Transcribe the whole listing without a single picture.

--

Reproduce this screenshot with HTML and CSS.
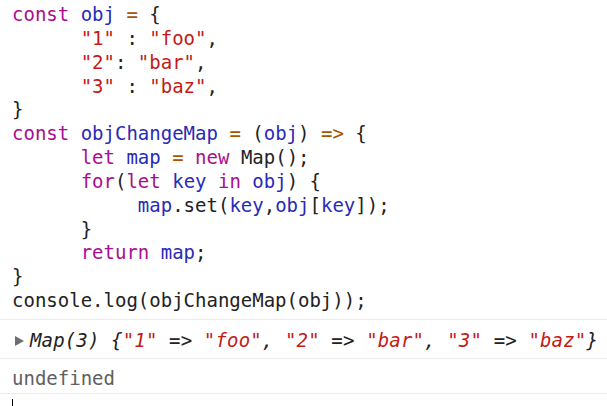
FILE: index.html
```html
<!DOCTYPE html>
<html>
<head>
<meta charset="utf-8">
<link rel="stylesheet" href="styles.css">
</head>
<body>
<div class="console">
<pre class="code"><span class="kw">const</span> <span class="var">obj</span> <span class="op">=</span> {
      <span class="str">"1"</span> : <span class="str">"foo"</span>,
      <span class="str">"2"</span>: <span class="str">"bar"</span>,
      <span class="str">"3"</span> : <span class="str">"baz"</span>,
}
<span class="kw">const</span> <span class="var">objChangeMap</span> <span class="op">=</span> (<span class="var">obj</span>) <span class="op">=&gt;</span> {
      <span class="kw">let</span> <span class="var">map</span> <span class="op">=</span> <span class="kw">new</span> Map();
      <span class="kw">for</span>(<span class="kw">let</span> <span class="var">key</span> <span class="kw">in</span> <span class="var">obj</span>) {
           <span class="var">map</span>.set(<span class="var">key</span>,<span class="var">obj</span>[<span class="var">key</span>]);
      }
      <span class="kw">return</span> <span class="var">map</span>;
}
console.log(objChangeMap(obj));</pre>
<div class="row row-map"><span class="tri"></span><span class="it">Map(3) {<span class="str">"1"</span> =&gt; <span class="str">"foo"</span>, <span class="str">"2"</span> =&gt; <span class="str">"bar"</span>, <span class="str">"3"</span> =&gt; <span class="str">"baz"</span>}</span></div>
<div class="row row-undef">undefined</div>
<div class="row row-prompt"><span class="caret"></span></div>
</div>
</body>
</html>
```

FILE: styles.css
```css
html, body {
  margin: 0;
  padding: 0;
  background: #ffffff;
}
.console {
  font-family: "DejaVu Sans Mono", "Liberation Mono", monospace;
  font-size: 19px;
  line-height: 23.85px;
  color: #222222;
}
.code {
  margin: 0;
  padding: 3px 0 6px 12px;
  font: inherit;
  white-space: pre;
}
.kw { color: #aa0d91; }
.var { color: #2a2ab6; }
.op { color: #a85400; }
.str { color: #c41a16; }
.row {
  border-top: 1px solid #ececec;
  padding-left: 12px;
  white-space: pre;
}
.row-map {
  display: flex;
  align-items: center;
  padding-top: 9px;
  padding-bottom: 5px;
  padding-left: 15px;
}
.tri {
  width: 0;
  height: 0;
  border-top: 5px solid transparent;
  border-bottom: 5px solid transparent;
  border-left: 9px solid #6e6e6e;
  margin-right: 6px;
}
.it {
  font-style: italic;
  letter-spacing: 0.15px;
}
.row-undef {
  color: #606060;
  padding-top: 8px;
  padding-bottom: 2px;
}
.row-prompt {
  height: 14px;
  padding-top: 4px;
}
.caret {
  display: block;
  width: 1px;
  height: 8px;
  margin-top: 1px;
  background: #000;
}
```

--

COMPLETED EXERCISE
Reproduce this screenshot with HTML and CSS.
FILE: index.html
```html
<!DOCTYPE html>
<html>
<head>
<meta charset="utf-8">
<link rel="stylesheet" href="styles.css">
</head>
<body>
<div class="console">
<pre class="code"><span class="kw">const</span> <span class="var">obj</span> <span class="op">=</span> {
      <span class="str">"1"</span> : <span class="str">"foo"</span>,
      <span class="str">"2"</span>: <span class="str">"bar"</span>,
      <span class="str">"3"</span> : <span class="str">"baz"</span>,
}
<span class="kw">const</span> <span class="var">objChangeMap</span> <span class="op">=</span> (<span class="var">obj</span>) <span class="op">=&gt;</span> {
      <span class="kw">let</span> <span class="var">map</span> <span class="op">=</span> <span class="kw">new</span> Map();
      <span class="kw">for</span>(<span class="kw">let</span> <span class="var">key</span> <span class="kw">in</span> <span class="var">obj</span>) {
           <span class="var">map</span>.set(<span class="var">key</span>,<span class="var">obj</span>[<span class="var">key</span>]);
      }
      <span class="kw">return</span> <span class="var">map</span>;
}
console.log(objChangeMap(obj));</pre>
<div class="row row-map"><span class="tri"></span><span class="it">Map(3) {<span class="str">"1"</span> =&gt; <span class="str">"foo"</span>, <span class="str">"2"</span> =&gt; <span class="str">"bar"</span>, <span class="str">"3"</span> =&gt; <span class="str">"baz"</span>}</span></div>
<div class="row row-undef">undefined</div>
<div class="row row-prompt"><span class="caret"></span></div>
</div>
</body>
</html>
```

FILE: styles.css
```css
html, body {
  margin: 0;
  padding: 0;
  background: #ffffff;
}
.console {
  font-family: "DejaVu Sans Mono", "Liberation Mono", monospace;
  font-size: 19px;
  line-height: 23.85px;
  color: #222222;
}
.code {
  margin: 0;
  padding: 3px 0 6px 12px;
  font: inherit;
  white-space: pre;
}
.kw { color: #aa0d91; }
.var { color: #2a2ab6; }
.op { color: #a85400; }
.str { color: #c41a16; }
.row {
  border-top: 1px solid #ececec;
  padding-left: 12px;
  white-space: pre;
}
.row-map {
  display: flex;
  align-items: center;
  padding-top: 9px;
  padding-bottom: 5px;
  padding-left: 15px;
}
.tri {
  width: 0;
  height: 0;
  border-top: 5px solid transparent;
  border-bottom: 5px solid transparent;
  border-left: 9px solid #6e6e6e;
  margin-right: 6px;
}
.it {
  font-style: italic;
  letter-spacing: 0.15px;
}
.row-undef {
  color: #606060;
  padding-top: 8px;
  padding-bottom: 2px;
}
.row-prompt {
  height: 14px;
  padding-top: 4px;
}
.caret {
  display: block;
  width: 1px;
  height: 8px;
  margin-top: 1px;
  background: #000;
}
```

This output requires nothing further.